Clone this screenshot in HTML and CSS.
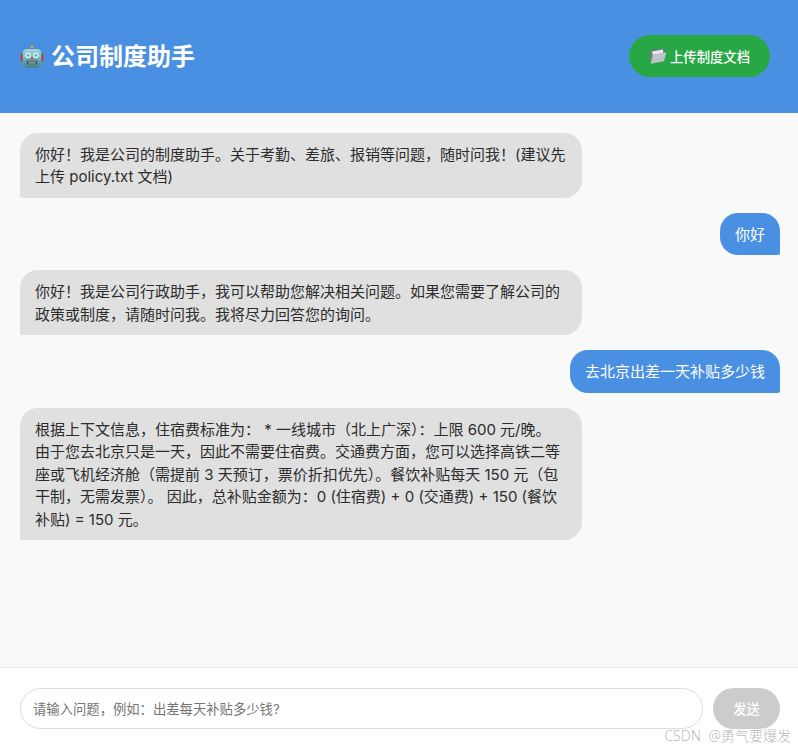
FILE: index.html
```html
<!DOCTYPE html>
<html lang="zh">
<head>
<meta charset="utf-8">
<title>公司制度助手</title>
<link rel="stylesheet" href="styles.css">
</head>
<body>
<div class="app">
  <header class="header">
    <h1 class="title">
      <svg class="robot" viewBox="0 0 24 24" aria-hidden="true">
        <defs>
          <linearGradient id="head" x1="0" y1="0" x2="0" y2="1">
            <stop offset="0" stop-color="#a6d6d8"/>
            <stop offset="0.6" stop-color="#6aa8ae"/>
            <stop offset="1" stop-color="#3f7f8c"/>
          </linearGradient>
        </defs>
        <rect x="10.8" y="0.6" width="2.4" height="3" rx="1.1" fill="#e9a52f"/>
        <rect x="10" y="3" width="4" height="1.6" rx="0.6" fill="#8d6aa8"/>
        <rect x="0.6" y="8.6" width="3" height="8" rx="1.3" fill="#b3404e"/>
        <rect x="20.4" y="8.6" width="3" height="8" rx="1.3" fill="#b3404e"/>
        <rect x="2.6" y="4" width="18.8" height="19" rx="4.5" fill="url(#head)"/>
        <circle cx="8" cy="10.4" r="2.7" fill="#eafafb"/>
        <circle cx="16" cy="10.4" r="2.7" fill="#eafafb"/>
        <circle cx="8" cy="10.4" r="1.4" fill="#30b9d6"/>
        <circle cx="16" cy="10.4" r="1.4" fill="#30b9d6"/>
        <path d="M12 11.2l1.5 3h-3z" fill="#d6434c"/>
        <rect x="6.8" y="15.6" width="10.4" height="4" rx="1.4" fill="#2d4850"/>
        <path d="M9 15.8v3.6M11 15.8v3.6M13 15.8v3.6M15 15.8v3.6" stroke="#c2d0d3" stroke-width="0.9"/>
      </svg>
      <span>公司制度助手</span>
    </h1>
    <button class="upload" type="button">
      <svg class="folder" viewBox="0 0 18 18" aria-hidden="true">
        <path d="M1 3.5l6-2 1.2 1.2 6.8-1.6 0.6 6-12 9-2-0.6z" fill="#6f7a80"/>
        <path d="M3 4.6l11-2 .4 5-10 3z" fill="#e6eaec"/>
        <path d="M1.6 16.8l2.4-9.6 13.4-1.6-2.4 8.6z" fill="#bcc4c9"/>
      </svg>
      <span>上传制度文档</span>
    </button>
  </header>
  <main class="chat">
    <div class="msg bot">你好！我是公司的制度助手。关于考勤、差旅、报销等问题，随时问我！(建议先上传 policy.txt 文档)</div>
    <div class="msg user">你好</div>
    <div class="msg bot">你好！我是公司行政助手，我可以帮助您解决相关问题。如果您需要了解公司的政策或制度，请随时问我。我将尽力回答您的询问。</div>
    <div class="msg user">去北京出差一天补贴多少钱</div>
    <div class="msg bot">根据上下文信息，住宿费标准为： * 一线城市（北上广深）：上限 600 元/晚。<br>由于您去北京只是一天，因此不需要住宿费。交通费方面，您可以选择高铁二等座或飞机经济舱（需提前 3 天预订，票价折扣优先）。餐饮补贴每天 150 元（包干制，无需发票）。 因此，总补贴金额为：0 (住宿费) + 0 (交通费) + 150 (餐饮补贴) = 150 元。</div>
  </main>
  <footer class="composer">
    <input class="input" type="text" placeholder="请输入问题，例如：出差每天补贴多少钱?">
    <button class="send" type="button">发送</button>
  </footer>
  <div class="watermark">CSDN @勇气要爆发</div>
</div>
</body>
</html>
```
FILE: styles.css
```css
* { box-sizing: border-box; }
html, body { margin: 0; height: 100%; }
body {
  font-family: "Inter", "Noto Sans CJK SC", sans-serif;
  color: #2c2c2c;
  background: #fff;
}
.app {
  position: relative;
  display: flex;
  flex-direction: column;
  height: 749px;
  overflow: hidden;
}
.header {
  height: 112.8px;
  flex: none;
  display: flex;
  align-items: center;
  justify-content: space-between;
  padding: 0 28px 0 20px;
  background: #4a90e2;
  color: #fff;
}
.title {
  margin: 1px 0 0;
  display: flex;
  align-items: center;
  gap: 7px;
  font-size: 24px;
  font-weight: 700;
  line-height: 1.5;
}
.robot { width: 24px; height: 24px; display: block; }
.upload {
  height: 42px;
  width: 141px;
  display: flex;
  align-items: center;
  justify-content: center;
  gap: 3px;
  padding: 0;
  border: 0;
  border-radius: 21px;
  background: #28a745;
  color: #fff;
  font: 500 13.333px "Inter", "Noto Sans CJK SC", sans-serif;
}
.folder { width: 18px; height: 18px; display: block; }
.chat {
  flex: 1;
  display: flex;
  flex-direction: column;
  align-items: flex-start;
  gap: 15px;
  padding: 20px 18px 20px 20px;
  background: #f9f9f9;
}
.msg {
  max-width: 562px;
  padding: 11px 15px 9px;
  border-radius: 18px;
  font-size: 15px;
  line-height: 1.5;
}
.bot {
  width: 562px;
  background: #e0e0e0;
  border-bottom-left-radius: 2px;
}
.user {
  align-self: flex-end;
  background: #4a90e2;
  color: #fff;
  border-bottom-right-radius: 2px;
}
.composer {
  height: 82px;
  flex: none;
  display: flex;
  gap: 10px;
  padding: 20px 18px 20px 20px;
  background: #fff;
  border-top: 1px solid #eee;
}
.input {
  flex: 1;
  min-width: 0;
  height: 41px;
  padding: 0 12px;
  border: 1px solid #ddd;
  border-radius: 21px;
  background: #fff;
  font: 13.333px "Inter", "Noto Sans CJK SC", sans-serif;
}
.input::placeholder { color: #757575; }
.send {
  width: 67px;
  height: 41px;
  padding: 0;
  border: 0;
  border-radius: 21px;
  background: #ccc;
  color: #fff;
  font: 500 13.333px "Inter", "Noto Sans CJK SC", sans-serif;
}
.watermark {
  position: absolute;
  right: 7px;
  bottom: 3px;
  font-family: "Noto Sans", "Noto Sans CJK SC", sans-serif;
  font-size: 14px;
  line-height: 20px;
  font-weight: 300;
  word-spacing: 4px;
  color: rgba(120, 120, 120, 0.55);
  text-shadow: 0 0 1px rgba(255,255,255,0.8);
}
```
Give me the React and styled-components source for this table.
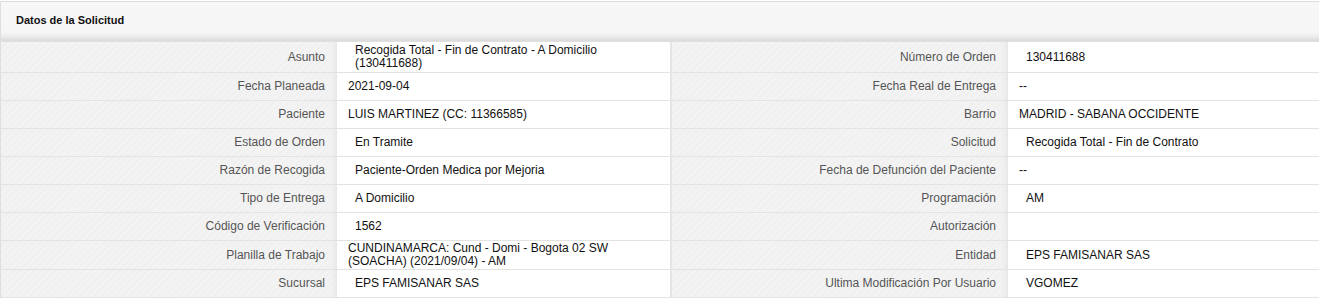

....

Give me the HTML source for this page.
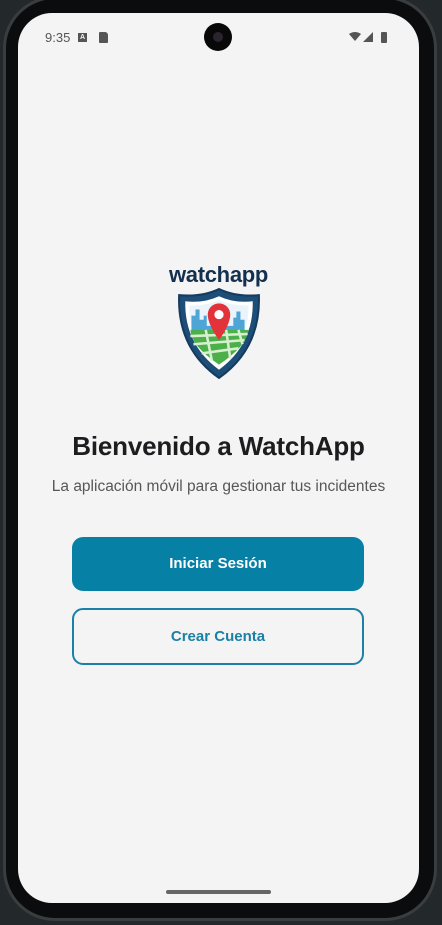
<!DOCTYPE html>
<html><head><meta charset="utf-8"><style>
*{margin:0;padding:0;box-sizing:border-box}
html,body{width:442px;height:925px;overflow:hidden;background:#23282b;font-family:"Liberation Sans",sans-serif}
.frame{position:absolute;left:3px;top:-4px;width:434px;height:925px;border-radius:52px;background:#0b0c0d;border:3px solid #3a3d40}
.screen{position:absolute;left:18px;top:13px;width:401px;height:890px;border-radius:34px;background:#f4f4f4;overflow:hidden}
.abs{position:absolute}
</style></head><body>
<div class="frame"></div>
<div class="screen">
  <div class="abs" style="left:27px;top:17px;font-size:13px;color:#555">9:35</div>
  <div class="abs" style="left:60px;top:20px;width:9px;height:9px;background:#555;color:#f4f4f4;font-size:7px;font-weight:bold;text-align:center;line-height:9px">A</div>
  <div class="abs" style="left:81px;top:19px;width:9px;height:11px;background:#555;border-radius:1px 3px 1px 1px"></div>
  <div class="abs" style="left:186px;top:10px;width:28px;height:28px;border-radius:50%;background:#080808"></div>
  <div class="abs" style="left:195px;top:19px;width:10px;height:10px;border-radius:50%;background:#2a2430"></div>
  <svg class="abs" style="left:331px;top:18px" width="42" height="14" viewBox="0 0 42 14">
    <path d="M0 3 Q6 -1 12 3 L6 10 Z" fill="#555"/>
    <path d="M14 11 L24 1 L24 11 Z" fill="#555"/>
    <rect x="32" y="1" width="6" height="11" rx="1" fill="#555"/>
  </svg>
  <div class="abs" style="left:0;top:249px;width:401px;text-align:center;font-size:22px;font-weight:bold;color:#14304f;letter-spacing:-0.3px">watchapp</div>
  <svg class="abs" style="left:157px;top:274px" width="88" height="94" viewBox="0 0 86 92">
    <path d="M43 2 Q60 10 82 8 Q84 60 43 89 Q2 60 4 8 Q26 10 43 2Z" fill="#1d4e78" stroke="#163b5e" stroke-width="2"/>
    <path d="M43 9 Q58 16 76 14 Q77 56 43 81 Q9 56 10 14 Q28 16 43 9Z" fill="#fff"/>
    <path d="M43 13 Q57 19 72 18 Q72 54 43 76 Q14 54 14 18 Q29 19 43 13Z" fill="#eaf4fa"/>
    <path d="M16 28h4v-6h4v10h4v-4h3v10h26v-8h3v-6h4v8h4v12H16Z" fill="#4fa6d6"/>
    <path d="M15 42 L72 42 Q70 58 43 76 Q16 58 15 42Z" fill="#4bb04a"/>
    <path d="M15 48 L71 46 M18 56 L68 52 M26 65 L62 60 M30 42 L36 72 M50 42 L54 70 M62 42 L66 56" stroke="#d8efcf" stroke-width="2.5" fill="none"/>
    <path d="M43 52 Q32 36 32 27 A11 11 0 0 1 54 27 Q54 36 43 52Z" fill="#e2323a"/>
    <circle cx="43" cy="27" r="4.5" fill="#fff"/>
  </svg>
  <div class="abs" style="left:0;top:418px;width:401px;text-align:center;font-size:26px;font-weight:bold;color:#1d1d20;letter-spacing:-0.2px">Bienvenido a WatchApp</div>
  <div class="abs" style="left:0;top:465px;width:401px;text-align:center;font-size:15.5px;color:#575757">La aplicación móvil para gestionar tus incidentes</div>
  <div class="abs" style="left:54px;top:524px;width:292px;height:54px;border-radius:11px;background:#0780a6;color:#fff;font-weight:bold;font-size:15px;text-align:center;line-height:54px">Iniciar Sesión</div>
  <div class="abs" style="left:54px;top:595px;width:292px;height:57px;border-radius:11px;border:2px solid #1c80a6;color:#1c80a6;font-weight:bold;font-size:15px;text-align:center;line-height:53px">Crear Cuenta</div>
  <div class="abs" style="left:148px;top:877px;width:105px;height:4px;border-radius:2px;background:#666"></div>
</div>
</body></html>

....

▶ **THE TASK**
Search the data above for lines holding "this" and copy each of them.

▶ **FINAL ANSWER**
Clone this screenshot in HTML and CSS.
Give me the React and styled-components source for this table.
Give me the HTML source for this page.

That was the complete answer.